_SET TASK_
Look through the data below and output, unchanged, every line from the one holding "Clone this screenshot" through the one holding "stop working correctly.</p>", inclusive. Skip the pictures.

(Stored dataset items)

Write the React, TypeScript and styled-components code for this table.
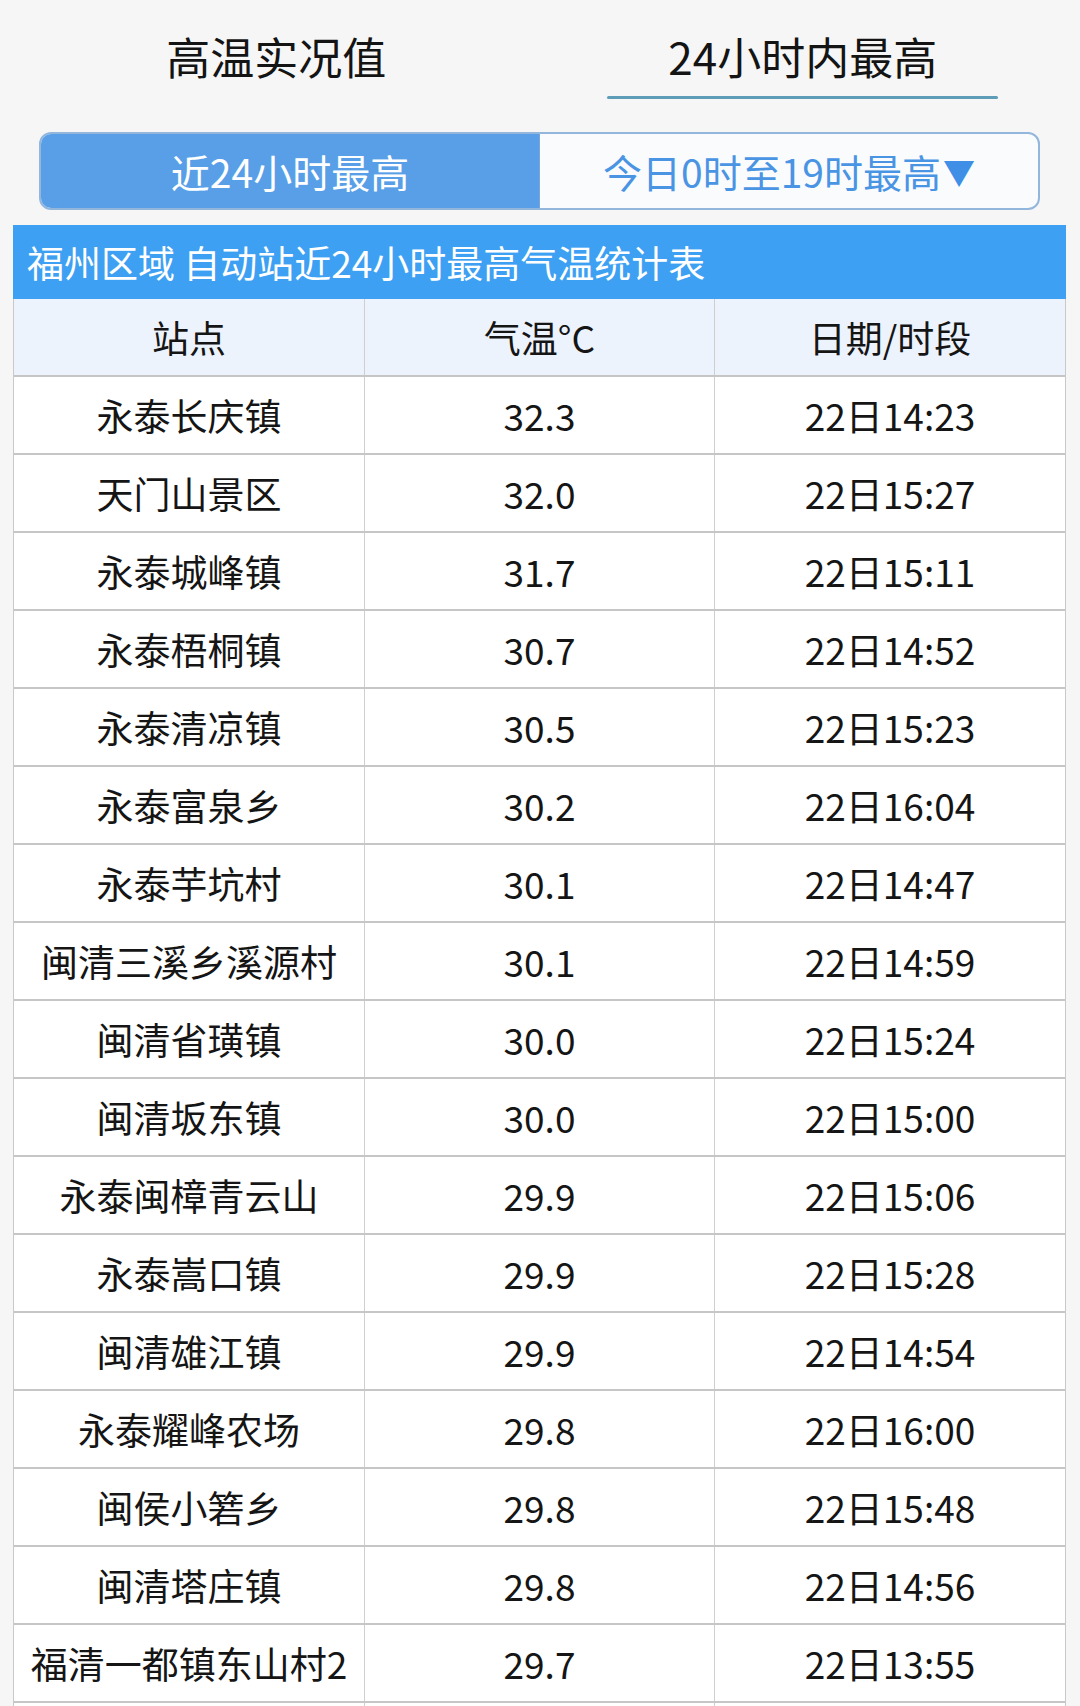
import React from "react";
import styled, { createGlobalStyle } from "styled-components";

const GlobalStyle = createGlobalStyle`
  html, body {
    margin: 0;
    padding: 0;
    background: #f6f6f6;
  }
  body {
    font-family: "Noto Sans CJK SC", "Noto Sans", sans-serif;
    color: #111;
  }
`;

const Page = styled.div`
  width: 1053px;
  margin-left: 13px;
  display: flex;
  flex-direction: column;
`;

const TabBar = styled.div`
  display: grid;
  grid-template-columns: 1fr 1fr;
`;

const Tab = styled.div`
  display: flex;
  flex-direction: column;
  align-items: center;
  padding-top: 29px;
`;

const TabLabel = styled.div`
  font-size: 44px;
  line-height: 54px;
  color: #141414;
`;

const TabLine = styled.div<{ $active?: boolean }>`
  margin-top: 13px;
  width: 391px;
  height: 3px;
  border-radius: 2px;
  background: ${(p) => (p.$active ? "#5d9db8" : "transparent")};
`;

const Segment = styled.div`
  margin: 33px 26px 0 26px;
  height: 78px;
  box-sizing: border-box;
  border: 2px solid #93b6dc;
  border-radius: 12px;
  overflow: hidden;
  display: grid;
  grid-template-columns: 499px 1fr;
  background: #fafbfd;
`;

const SegItem = styled.div<{ $active?: boolean }>`
  display: flex;
  align-items: center;
  justify-content: center;
  font-size: 39px;
  line-height: 1;
  background: ${(p) => (p.$active ? "#589fe7" : "transparent")};
  color: ${(p) => (p.$active ? "#ffffff" : "#4a94e4")};
  border-right: ${(p) => (p.$active ? "1px solid #7aa6d6" : "none")};
`;

const Caret = styled.span`
  font-size: 32px;
  margin-left: 2px;
  color: #3f8fe6;
`;

const Table = styled.div`
  margin-top: 15px;
  display: flex;
  flex-direction: column;
  border-left: 1px solid #c9c9c9;
  border-right: 1px solid #c9c9c9;
`;

const TitleBar = styled.div`
  height: 74px;
  background: #3ea0f2;
  color: #ffffff;
  font-size: 37px;
  display: flex;
  align-items: center;
  padding-left: 14px;
  margin: 0 -1px;
  white-space: pre;
`;

const Row = styled.div<{ $head?: boolean }>`
  display: grid;
  grid-template-columns: 350px 350px 1fr;
  height: 78px;
  box-sizing: border-box;
  border-bottom: 2px solid #c6c6c6;
  background: ${(p) => (p.$head ? "#edf3fd" : "#ffffff")};
`;

const Cell = styled.div`
  display: flex;
  align-items: center;
  justify-content: center;
  font-size: 37px;
  color: #151515;
  white-space: nowrap;
  & + & {
    border-left: 1.5px solid #cfcfcf;
  }
`;

const rows: [string, string, string][] = [
  ["永泰长庆镇", "32.3", "22日14:23"],
  ["天门山景区", "32.0", "22日15:27"],
  ["永泰城峰镇", "31.7", "22日15:11"],
  ["永泰梧桐镇", "30.7", "22日14:52"],
  ["永泰清凉镇", "30.5", "22日15:23"],
  ["永泰富泉乡", "30.2", "22日16:04"],
  ["永泰芋坑村", "30.1", "22日14:47"],
  ["闽清三溪乡溪源村", "30.1", "22日14:59"],
  ["闽清省璜镇", "30.0", "22日15:24"],
  ["闽清坂东镇", "30.0", "22日15:00"],
  ["永泰闽樟青云山", "29.9", "22日15:06"],
  ["永泰嵩口镇", "29.9", "22日15:28"],
  ["闽清雄江镇", "29.9", "22日14:54"],
  ["永泰耀峰农场", "29.8", "22日16:00"],
  ["闽侯小箬乡", "29.8", "22日15:48"],
  ["闽清塔庄镇", "29.8", "22日14:56"],
  ["福清一都镇东山村2", "29.7", "22日13:55"],
  ["", "", ""],
];

export default function App() {
  return (
    <>
      <GlobalStyle />
      <Page>
        <TabBar>
          <Tab>
            <TabLabel>高温实况值</TabLabel>
            <TabLine />
          </Tab>
          <Tab>
            <TabLabel>24小时内最高</TabLabel>
            <TabLine $active />
          </Tab>
        </TabBar>
        <Segment>
          <SegItem $active>近24小时最高</SegItem>
          <SegItem>
            今日0时至19时最高<Caret>▼</Caret>
          </SegItem>
        </Segment>
        <Table>
          <TitleBar>福州区域 自动站近24小时最高气温统计表</TitleBar>
          <Row $head>
            <Cell>站点</Cell>
            <Cell>气温°C</Cell>
            <Cell>日期/时段</Cell>
          </Row>
          {rows.map((r, i) => (
            <Row key={i}>
              <Cell>{r[0]}</Cell>
              <Cell>{r[1]}</Cell>
              <Cell>{r[2]}</Cell>
            </Row>
          ))}
        </Table>
      </Page>
    </>
  );
}
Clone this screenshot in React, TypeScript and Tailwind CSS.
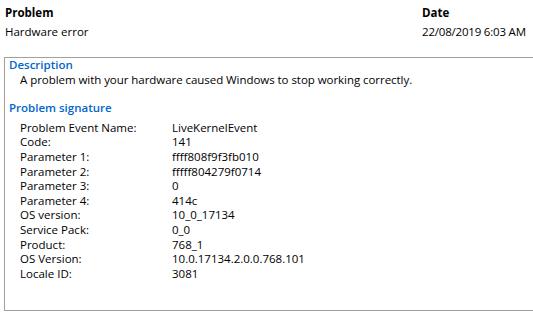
const rows: [string, string][] = [
  ['Problem Event Name:', 'LiveKernelEvent'],
  ['Code:', '141'],
  ['Parameter 1:', 'ffff808f9f3fb010'],
  ['Parameter 2:', 'fffff804279f0714'],
  ['Parameter 3:', '0'],
  ['Parameter 4:', '414c'],
  ['OS version:', '10_0_17134'],
  ['Service Pack:', '0_0'],
  ['Product:', '768_1'],
  ['OS Version:', '10.0.17134.2.0.0.768.101'],
  ['Locale ID:', '3081'],
];

export default function App() {
  return (
    <div
      className="w-[533px] h-[319px] bg-white text-black text-[11.5px] leading-[15px] overflow-hidden"
      style={{ fontFamily: '"Open Sans", "Noto Sans", sans-serif' }}
    >
      <div className="flex pt-[5px]">
        <div className="pl-[5px] w-[422px]">
          <p className="font-bold">Problem</p>
          <p className="mt-[4px]">Hardware error</p>
        </div>
        <div>
          <p className="font-bold">Date</p>
          <p className="mt-[4px] tracking-[-0.2px]">22/08/2019 6:03 AM</p>
        </div>
      </div>

      <div className="ml-[4px] mt-[18px] border-l border-t border-b border-[#a0a0a0] pb-[29px] leading-[14.6px]">
        <p className="pl-[4px] font-semibold text-[#0066cc]">Description</p>
        <p className="pl-[15px] tracking-[-0.05px]">A problem with your hardware caused Windows to stop working correctly.</p>

        <p className="pl-[4px] mt-[14px] font-semibold text-[#0066cc]">Problem signature</p>
        <div className="mt-[5px] pl-[15px]">
          {rows.map(([label, value]) => (
            <div key={label} className="flex">
              <span className="w-[152px] shrink-0">{label}</span>
              <span>{value}</span>
            </div>
          ))}
        </div>
      </div>
    </div>
  );
}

_EXPECTED OUTPUT_
Clone this screenshot in React, TypeScript and Tailwind CSS.
const rows: [string, string][] = [
  ['Problem Event Name:', 'LiveKernelEvent'],
  ['Code:', '141'],
  ['Parameter 1:', 'ffff808f9f3fb010'],
  ['Parameter 2:', 'fffff804279f0714'],
  ['Parameter 3:', '0'],
  ['Parameter 4:', '414c'],
  ['OS version:', '10_0_17134'],
  ['Service Pack:', '0_0'],
  ['Product:', '768_1'],
  ['OS Version:', '10.0.17134.2.0.0.768.101'],
  ['Locale ID:', '3081'],
];

export default function App() {
  return (
    <div
      className="w-[533px] h-[319px] bg-white text-black text-[11.5px] leading-[15px] overflow-hidden"
      style={{ fontFamily: '"Open Sans", "Noto Sans", sans-serif' }}
    >
      <div className="flex pt-[5px]">
        <div className="pl-[5px] w-[422px]">
          <p className="font-bold">Problem</p>
          <p className="mt-[4px]">Hardware error</p>
        </div>
        <div>
          <p className="font-bold">Date</p>
          <p className="mt-[4px] tracking-[-0.2px]">22/08/2019 6:03 AM</p>
        </div>
      </div>

      <div className="ml-[4px] mt-[18px] border-l border-t border-b border-[#a0a0a0] pb-[29px] leading-[14.6px]">
        <p className="pl-[4px] font-semibold text-[#0066cc]">Description</p>
        <p className="pl-[15px] tracking-[-0.05px]">A problem with your hardware caused Windows to stop working correctly.</p>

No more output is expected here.